Le troupeau a passé la nuit dans le corral ; au point du jour, l’abatage doit commencer. On lusse au mât un drapeau qui indique au voisinage qu’il y a du travail. Le grand corral est mis en communication avec une série d’autres plus petits où ne peuvent pénétrer que quelques animaux à la fois ; enfin une poterne à guillotine s’ouvre et donne passage à dix animaux seulement ; c’est l’antichambre de la mort. Cette enceinte fort petite, fermée comme les parcs voisins de pieux de bois dur serrés les uns contre les autres, de forme ovale, s’appelle le brette ; une porte à guillotine Y donne entrée, les animaux que l’on y pousse y trouvent un sol dallé, rendu glissant à dessein et où à peine ils peuvent se tenir debout.

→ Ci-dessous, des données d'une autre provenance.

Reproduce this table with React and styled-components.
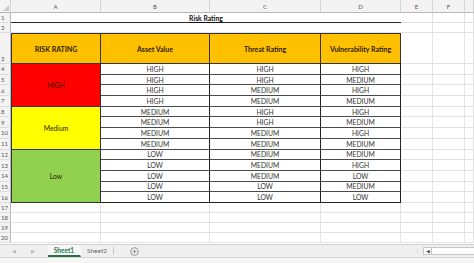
import React from "react"
import styled, { createGlobalStyle, css } from "styled-components"

const GlobalStyle = createGlobalStyle`
  html, body { margin: 0; padding: 0; background: #fff; overflow: hidden; }
  * { box-sizing: border-box; }
`

const FONT = `"Lato", "Liberation Sans", sans-serif`

const Window = styled.div`
  width: 474px;
  height: 263px;
  display: flex;
  flex-direction: column;
  font-family: ${FONT};
  color: #222;
  overflow: hidden;
`

const Sheet = styled.div`
  display: grid;
  grid-template-columns: 11px 90px 109px 111px 80px 32px 32px 1fr;
  grid-template-rows: 13px 10px 10px 31px repeat(13, 10.7px) repeat(4, 10px);
  flex: 1;
  overflow: hidden;
`

const Cell = styled.div`
  display: flex;
  align-items: center;
  justify-content: center;
  font-size: 6.8px;
  white-space: nowrap;
  border-right: 1px solid #e2e2e2;
  border-bottom: 1px solid #e2e2e2;
  grid-column: span ${p => p.$colSpan || 1};
  grid-row: span ${p => p.$rowSpan || 1};
`

const ColHead = styled(Cell)`
  background: #f3f3f3;
  color: #555;
  font-size: 6px;
  border-right: 1px solid #d4d4d4;
  border-bottom: 1px solid #b8b8b8;
`

const Corner = styled(ColHead)`
  position: relative;
  &::after {
    content: "";
    position: absolute;
    right: 1px;
    bottom: 1px;
    border-left: 6px solid transparent;
    border-bottom: 6px solid #c8c8c8;
  }
`

const RowHead = styled(Cell)`
  background: #f3f3f3;
  color: #555;
  font-size: 6px;
  justify-content: flex-start;
  padding-left: 1px;
  border-right: 1px solid #b8b8b8;
  border-bottom: 1px solid #dcdcdc;
  ${p => p.$tall && css`align-items: flex-end; padding-bottom: 1px;`}
`

const Title = styled(Cell)`
  font-weight: 700;
  color: #111;
  text-decoration: underline;
  border-right: none;
  border-bottom: 1.5px solid #2a2a2a;
  padding-top: 1px;
`

const Header = styled(Cell)`
  background: #ffc000;
  font-weight: 700;
  font-size: 7px;
  color: #2b2100;
  border-top: 1px solid #333;
  border-right: 1px solid #333;
  border-bottom: 1px solid #333;
  ${p => p.$first && css`border-left: 1px solid #333;`}
`

const Rating = styled(Cell)`
  background: ${p => p.$bg};
  color: #2a1a00;
  border-left: 1px solid #333;
  border-right: 1px solid #333;
  border-bottom: 1px solid #333;
`

const Data = styled(Cell)`
  background: #fff;
  color: #333;
  border-right: 1px solid #222;
  border-bottom: 1.5px solid #4a4a4a;
  ${p => p.$last && css`border-bottom: 1.5px solid #222;`}
`

const Blank = styled(Cell)`
  ${p => p.$plain && css`border-right-color: transparent;`}
`

const TabBar = styled.div`
  height: 14px;
  flex: none;
  display: flex;
  align-items: stretch;
  background: #efefef;
  border-top: 1px solid #cfcfcf;
  border-bottom: 1px solid #d6d6d6;
  font-size: 6.5px;
`

const Nav = styled.div`
  width: 48px;
  display: flex;
  align-items: center;
  justify-content: space-around;
  padding: 0 6px 0 4px;
  color: #b5b5b5;
  font-size: 5px;
`

const Tab = styled.div`
  width: 33px;
  display: flex;
  align-items: center;
  justify-content: center;
  color: ${p => (p.$active ? "#217346" : "#666")};
  font-weight: ${p => (p.$active ? 700 : 400)};
  background: ${p => (p.$active ? "#f7f7f7" : "transparent")};
  border-bottom: 2px solid ${p => (p.$active ? "#217346" : "transparent")};
  border-right: 1px solid ${p => (p.$active ? "transparent" : "#c4c4c4")};
  margin: ${p => (p.$active ? "0" : "2px 0")};
`

const AddSheet = styled.div`
  width: 40px;
  display: flex;
  align-items: center;
  justify-content: center;
`

const Spacer = styled.div`
  flex: 1;
`

const Grip = styled.div`
  width: 12px;
  display: flex;
  align-items: center;
  justify-content: center;
  color: #bdbdbd;
  font-size: 5px;
`

const Scroll = styled.div`
  width: 51px;
  margin: 2px 0;
  display: flex;
  align-items: stretch;
  background: #fff;
  border: 1px solid #c6c6c6;
  border-right: none;
`

const ScrollArrow = styled.div`
  width: 8px;
  display: flex;
  align-items: center;
  justify-content: center;
  font-size: 5px;
  color: #555;
  border-right: 1px solid #c6c6c6;
`

const Status = styled.div`
  height: 5px;
  flex: none;
  background: #f6f6f6;
`

const rows = [
  ["HIGH", "HIGH", "HIGH"],
  ["HIGH", "HIGH", "MEDIUM"],
  ["HIGH", "MEDIUM", "HIGH"],
  ["HIGH", "MEDIUM", "MEDIUM"],
  ["MEDIUM", "HIGH", "HIGH"],
  ["MEDIUM", "HIGH", "MEDIUM"],
  ["MEDIUM", "MEDIUM", "HIGH"],
  ["MEDIUM", "MEDIUM", "MEDIUM"],
  ["LOW", "MEDIUM", "MEDIUM"],
  ["LOW", "MEDIUM", "HIGH"],
  ["LOW", "MEDIUM", "LOW"],
  ["LOW", "LOW", "MEDIUM"],
  ["LOW", "LOW", "LOW"],
]

const groups = {
  0: { label: "HIGH", bg: "#ff0000", span: 4 },
  4: { label: "Medium", bg: "#ffff00", span: 4 },
  8: { label: "Low", bg: "#92d050", span: 5 },
}

const Trailing = () => (
  <>
    <Blank />
    <Blank />
    <Blank />
  </>
)

export default function App() {
  return (
    <Window>
      <GlobalStyle />
      <Sheet>
        <Corner />
        {["A", "B", "C", "D", "E", "F", ""].map((c, i) => (
          <ColHead key={i}>{c}</ColHead>
        ))}

        <RowHead>1</RowHead>
        <Title $colSpan={4}>Risk Rating</Title>
        <Trailing />

        <RowHead>2</RowHead>
        <Blank $plain />
        <Blank $plain />
        <Blank $plain />
        <Blank $plain />
        <Trailing />

        <RowHead $tall>3</RowHead>
        <Header $first>RISK RATING</Header>
        <Header>Asset Value</Header>
        <Header>Threat Rating</Header>
        <Header>Vulnerability Rating</Header>
        <Trailing />

        {rows.map((r, i) => (
          <React.Fragment key={i}>
            <RowHead>{i + 4}</RowHead>
            {groups[i] && (
              <Rating $rowSpan={groups[i].span} $bg={groups[i].bg}>
                {groups[i].label}
              </Rating>
            )}
            {r.map((v, j) => (
              <Data key={j} $last={i === rows.length - 1}>
                {v}
              </Data>
            ))}
            <Trailing />
          </React.Fragment>
        ))}

        {[17, 18, 19, 20].map(n => (
          <React.Fragment key={n}>
            <RowHead>{n}</RowHead>
            <Blank />
            <Blank />
            <Blank />
            <Blank />
            <Trailing />
          </React.Fragment>
        ))}
      </Sheet>

      <TabBar>
        <Nav>
          <span>◀</span>
          <span>▶</span>
        </Nav>
        <Tab $active>Sheet1</Tab>
        <Tab>Sheet2</Tab>
        <AddSheet>
          <svg width="9" height="9" viewBox="0 0 10 10">
            <circle cx="5" cy="5" r="4.3" fill="none" stroke="#777" strokeWidth="0.8" />
            <path d="M5 2.8v4.4M2.8 5h4.4" stroke="#777" strokeWidth="0.8" />
          </svg>
        </AddSheet>
        <Spacer />
        <Grip>⋮</Grip>
        <Scroll>
          <ScrollArrow>◀</ScrollArrow>
        </Scroll>
      </TabBar>
      <Status />
    </Window>
  )
}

À l’entour règne une sorte de plain-pied circulaire où, le lasso à la main, se tient un gaucho généralement vêtu du costume traditionnel ; c’est le desnucador, dont le nom imagé indique la fonction. Il jette le lasso sur la victime choisie dans ce groupe affolé ; à peine est-elle prise que le lasso, dont la courroie prolongée passe dans une poulie et vient aboutir à la selle d’un cheval ou à un joug de bœufs, se tend et amène pour ainsi dire mécaniquement le bœuf, la nuque tendue, sous une autre poterne. Le desnucador est venu pendant ce temps se placer au-dessus, et d’un seul coup de couteau frappé entre deux vertèbres, immobilise l’animal et le fait tomber

  1. Macaulay raconte qu’en 1689 en Irlande, lors du soulèvement des paysans qui suivit la révolution, la campagne était pillée par des bandes armées d’insurgés catholiques qui détruisaient les troupeaux, comme on le fit au XVIIIe siècle dans la pampa. « Il n’était pas rare, dit-il, de voir des bandes affamées se jeter sur les troupeaux pour en dévorer, sans pain ni sel, la viande, que ces esclaves affranchis avaient toujours considérée comme la nourriture du riche. Souvent, manquant de marmites, ils faisaient cuire le bœuf dans sa propre peau, découpant des beefsteaks sur l’animal encore en vie et suspendant la viande saignante sur des charbons. » Il est probable que la même cause a dans l’origine donné aux habitans de la pampa l’idée de ce mets spécial, et que cet usage, devenu depuis un luxe, n’était à l’origine qu’un signe de sauvagerie.